I know better now. Five months into being a parent for the first time, I understand that the game has changed. I've experienced feelings that I didn't even know were possible before.

This morning was one of those times that drove that fact home to me again, as I leaned in the doorway of our bedroom and watched my honey feed our little guy a bottle of breastmilk. We've been struggling to get him to take the occasional bottle for quite a while now, and it was the sweetest thing in the world for me to be able to watch daddy hold and feed our son.

Just another one of those "ahhh" moments that makes it all make sense.

Saturday, January 2, 2010

One Perfect Moment


Today I experienced one perfect moment. I was feeding our son in the bedroom, and something happened. As I sat there watching him - the curve of his tiny nose, the sweep of his eyelashes - I realized that he was looking away from me. Engrossed in the process of feeding and exploring with his hands, yet he was looking off into the distance. He was elsewhere. I watched those big brown eyes rove across a landscape I could not see, and I wondered where he was, what he saw.

All the familiar thoughts crowded in then - that he would not always be this small and dependent and cute. That things would not always be this innocent, this soft. I thought of all the things I want for him - a safe home, love, good food, friends, books, art, beauty - and of all the things I did not - lonliness, abuse, addiction, zits. I thought of all I could do to give him the first and help him through the second, and I wasn't afraid.

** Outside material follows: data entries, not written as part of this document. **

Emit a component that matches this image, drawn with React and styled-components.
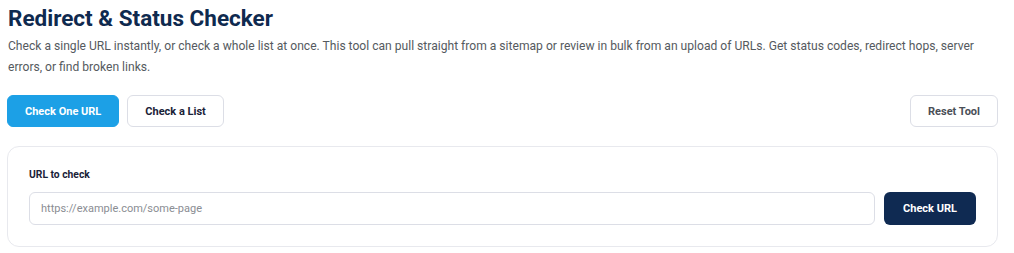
import styled, { createGlobalStyle } from "styled-components";

const GlobalStyle = createGlobalStyle`
* { box-sizing: border-box; }
body {
  margin: 0;
  background: #fff;
  font-family: Roboto, "Liberation Sans", sans-serif;
}
`;

const Page = styled.div`
  padding: 4px 16px 0 7px;
`;

const Title = styled.h1`
  margin: 0;
  padding-left: 1px;
  font-size: 22.5px;
  line-height: 28px;
  font-weight: 700;
  color: #0f2a4f;
`;

const Intro = styled.p`
  margin: 4px 0 0;
  padding-left: 1px;
  font-size: 12.1px;
  line-height: 21px;
  color: #555a60;
  max-width: 975px;
`;

const Toolbar = styled.div`
  display: flex;
  align-items: center;
  gap: 8px;
  margin-top: 17px;
`;

const Spacer = styled.div`
  flex: 1;
`;

const TabButton = styled.button`
  height: 32px;
  padding: 0 17px;
  border-radius: 6px;
  font-family: inherit;
  font-size: 11px;
  font-weight: 700;
  cursor: pointer;
  border: 1px solid ${(p) => (p.$active ? "#1ca0e6" : "#dcdee6")};
  background: ${(p) => (p.$active ? "#1ca0e6" : "#fff")};
  color: ${(p) => (p.$active ? "#fff" : p.$muted ? "#4a4f57" : "#1a2238")};
`;

const Card = styled.div`
  margin-top: 19px;
  border: 1px solid #e8e9ee;
  border-radius: 12px;
  padding: 21px 21px 21px;
`;

const Label = styled.label`
  display: block;
  font-size: 10.3px;
  line-height: 14px;
  font-weight: 700;
  color: #1a2238;
`;

const Row = styled.div`
  display: flex;
  gap: 9px;
  margin-top: 10px;
`;

const Input = styled.input`
  flex: 1;
  height: 33px;
  border: 1px solid #dcdee6;
  border-radius: 6px;
  padding: 0 11px;
  font-family: inherit;
  font-size: 11px;
  color: #333;
  outline: none;
  &::placeholder {
    color: #8a8d93;
  }
`;

const SubmitButton = styled.button`
  width: 92px;
  height: 33px;
  border: none;
  border-radius: 6px;
  background: #0f2a52;
  color: #fff;
  font-family: inherit;
  font-size: 11px;
  font-weight: 700;
  cursor: pointer;
`;

export default function App() {
  return (
    <>
      <GlobalStyle />
      <Page>
        <Title>Redirect &amp; Status Checker</Title>
        <Intro>
          Check a single URL instantly, or check a whole list at once. This tool can pull straight from a
          sitemap or review in bulk from an upload of URLs. Get status codes, redirect hops, server errors, or
          find broken links.
        </Intro>
        <Toolbar>
          <TabButton $active>Check One URL</TabButton>
          <TabButton>Check a List</TabButton>
          <Spacer />
          <TabButton $muted>Reset Tool</TabButton>
        </Toolbar>
        <Card>
          <Label htmlFor="url">URL to check</Label>
          <Row>
            <Input id="url" placeholder="https://example.com/some-page" />
            <SubmitButton>Check URL</SubmitButton>
          </Row>
        </Card>
      </Page>
    </>
  );
}
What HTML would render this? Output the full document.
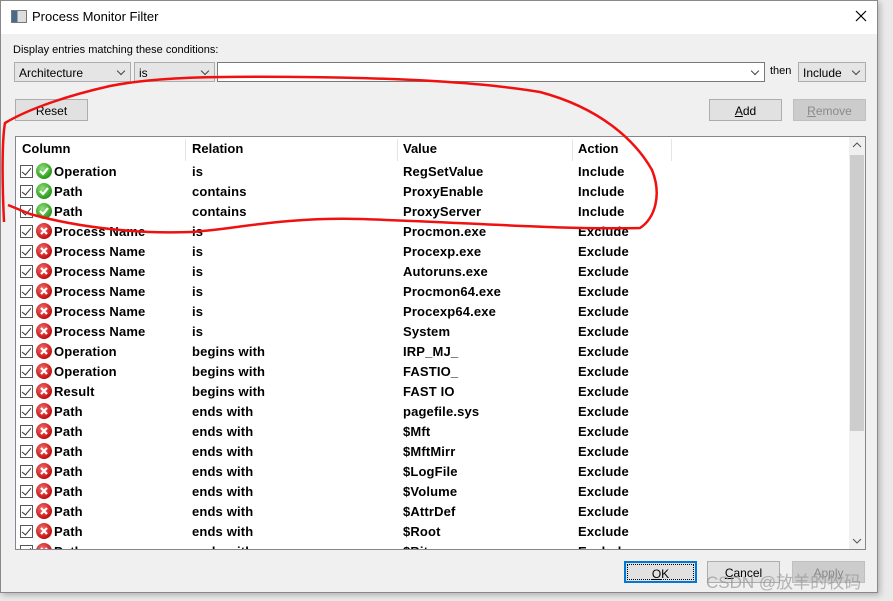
<!DOCTYPE html>
<html><head><style>
*{margin:0;padding:0;box-sizing:border-box}
body{width:893px;height:601px;background:#eaeaea;position:relative;overflow:hidden;font-family:"Liberation Sans","DejaVu Sans",sans-serif;font-size:12px;color:#000}
.win{position:absolute;left:0;top:0;width:878px;height:593px;background:#f0f0f0;box-shadow:0 0 0 1px #888 inset,2px 2px 6px rgba(0,0,0,.25)}
.title{position:absolute;left:1px;top:1px;width:876px;height:33px;background:#fff}
.title span{position:absolute;left:31px;top:8px;font-size:13px}
.abs{position:absolute}
.combo{position:absolute;height:20px;background:#e5e5e5;border:1px solid #adadad;font-size:12px;padding:3px 0 0 4px}
.combo:after{content:"";position:absolute;right:6px;top:5px;width:5px;height:5px;border-right:1px solid #444;border-bottom:1px solid #444;transform:rotate(45deg)}
.btn{position:absolute;height:22px;background:#e1e1e1;border:1px solid #adadad;text-align:center;padding-top:4px;font-size:12px}
.list{position:absolute;left:15px;top:136px;width:851px;height:414px;background:#fff;border:1px solid #828790;overflow:hidden}
.hdr{position:absolute;top:1px;left:0;height:24px;font-weight:bold;font-size:13px}
.row{position:absolute;left:0;height:20px;font-weight:bold;font-size:13px;width:840px;letter-spacing:0.15px}
.row div,.hdr div{position:absolute;top:3px;white-space:nowrap}
.cb{position:absolute;left:4px;top:4px;width:13px;height:13px;border:1px solid #555;background:#fff}
.cb:after{content:"";position:absolute;left:3px;top:0px;width:4px;height:8px;border-right:1.5px solid #333;border-bottom:1.5px solid #333;transform:rotate(40deg)}
.ic{position:absolute;left:20px;top:2px;width:16px;height:16px;border-radius:50%}
.ok{background:radial-gradient(circle at 40% 35%,#8fe07a,#2a9a1a 70%,#1b6a10)}
.no{background:radial-gradient(circle at 40% 35%,#f07070,#c41010 70%,#800)}
.ic svg{position:absolute;left:0;top:0}
</style></head><body>
<div class="win">
<div class="title">
<div class="abs" style="left:10px;top:9px;width:16px;height:13px;border:1px solid #777;background:linear-gradient(90deg,#4a6a8a 0 40%,#ddd 40%)"></div>
<span>Process Monitor Filter</span>
<svg class="abs" style="left:854px;top:9px" width="12" height="12"><path d="M1 1L11 11M11 1L1 11" stroke="#000" stroke-width="1.2"/></svg>
</div>
<div class="abs" style="left:13px;top:44px;font-size:11px">Display entries matching these conditions:</div>
<div class="combo" style="left:14px;top:62px;width:117px">Architecture</div>
<div class="combo" style="left:134px;top:62px;width:81px">is</div>
<div class="combo" style="left:217px;top:62px;width:548px;background:#fff;border-color:#7a7a7a"></div>
<div class="abs" style="left:770px;top:65px;font-size:11px">then</div>
<div class="combo" style="left:798px;top:62px;width:68px">Include</div>
<div class="btn" style="left:15px;top:99px;width:73px">Reset</div>
<div class="btn" style="left:709px;top:99px;width:73px"><u>A</u>dd</div>
<div class="btn" style="left:793px;top:99px;width:73px;color:#8a8a8a;background:#ccc;border-color:#bfbfbf"><u>R</u>emove</div>
<div class="list">
<div class="hdr"><div style="left:6px">Column</div><div style="left:176px">Relation</div><div style="left:387px">Value</div><div style="left:562px">Action</div></div>
<div class="abs" style="left:169px;top:2px;width:1px;height:22px;background:#e5e5e5"></div>
<div class="abs" style="left:381px;top:2px;width:1px;height:22px;background:#e5e5e5"></div>
<div class="abs" style="left:556px;top:2px;width:1px;height:22px;background:#e5e5e5"></div>
<div class="abs" style="left:655px;top:2px;width:1px;height:22px;background:#e5e5e5"></div>
<div id="rows"></div>
<div class="abs" style="left:833px;top:0;width:16px;height:412px;background:#f0f0f0"></div>
<div class="abs" style="left:834px;top:18px;width:14px;height:276px;background:#cdcdcd"></div>
<svg class="abs" style="left:836px;top:4px" width="10" height="8"><path d="M1 6L5 2L9 6" stroke="#555" fill="none"/></svg>
<svg class="abs" style="left:836px;top:400px" width="10" height="8"><path d="M1 2L5 6L9 2" stroke="#555" fill="none"/></svg>
</div>
<div class="btn" style="left:624px;top:561px;width:73px;border:2px solid #0078d7;outline:1px dotted #000;outline-offset:-4px"><u>O</u>K</div>
<div class="btn" style="left:707px;top:561px;width:73px"><u>C</u>ancel</div>
<div class="btn" style="left:792px;top:561px;width:73px;color:#8a8a8a;background:#ccc;border-color:#bfbfbf">Apply</div>
</div>
<div class="abs" style="left:706px;top:568px;font-size:17px;color:rgba(150,150,150,.7);font-family:'Liberation Sans','Noto Sans CJK SC',sans-serif">CSDN @放羊的牧码</div>
<svg class="abs" style="left:0;top:0" width="893" height="601"><path d="M4 222 C2 180 2 140 5 123 C30 108 70 95 110 86 C150 78 200 76 300 77 C400 78 480 82 540 92 C600 108 635 140 652 170 C662 195 655 218 640 228 C560 230 460 222 360 219 C280 217 230 230 190 232 C140 234 80 228 30 214 L8 205" stroke="#f01010" stroke-width="2.5" fill="none"/></svg>
<script>
var d=[["ok","Operation","is","RegSetValue","Include"],["ok","Path","contains","ProxyEnable","Include"],["ok","Path","contains","ProxyServer","Include"],
["no","Process Name","is","Procmon.exe","Exclude"],["no","Process Name","is","Procexp.exe","Exclude"],["no","Process Name","is","Autoruns.exe","Exclude"],["no","Process Name","is","Procmon64.exe","Exclude"],["no","Process Name","is","Procexp64.exe","Exclude"],["no","Process Name","is","System","Exclude"],
["no","Operation","begins with","IRP_MJ_","Exclude"],["no","Operation","begins with","FASTIO_","Exclude"],["no","Result","begins with","FAST IO","Exclude"],
["no","Path","ends with","pagefile.sys","Exclude"],["no","Path","ends with","$Mft","Exclude"],["no","Path","ends with","$MftMirr","Exclude"],["no","Path","ends with","$LogFile","Exclude"],["no","Path","ends with","$Volume","Exclude"],["no","Path","ends with","$AttrDef","Exclude"],["no","Path","ends with","$Root","Exclude"],["no","Path","ends with","$Bitmap","Exclude"]];
var h="";d.forEach(function(r,i){var ic=r[0]=="ok"?'<svg width="16" height="16"><path d="M4 8L7 11L12 5" stroke="#fff" stroke-width="2.2" fill="none"/></svg>':'<svg width="16" height="16"><path d="M5 5L11 11M11 5L5 11" stroke="#fff" stroke-width="2.2"/></svg>';
h+='<div class="row" style="top:'+(24+i*20)+'px"><span class="cb"></span><span class="ic '+r[0]+'">'+ic+'</span><div style="left:38px">'+r[1]+'</div><div style="left:176px">'+r[2]+'</div><div style="left:387px">'+r[3]+'</div><div style="left:562px">'+r[4]+'</div></div>';});
document.getElementById("rows").innerHTML=h;
</script>
</body></html>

He came back to me then with the loud smack of his lips and the push away from my breast that says "I'm done". Those big shiny brown eyes recognized mama and my chubby little guy broke out a huge grin for me. He's too young to recognize the tears that shone in my eyes or hear the catch in my voice as I welcomed him back home. Sometimes I can't help it - the tears, the lump in my throat - when I realize the kind of love I feel for him, and how lucky I am to have it.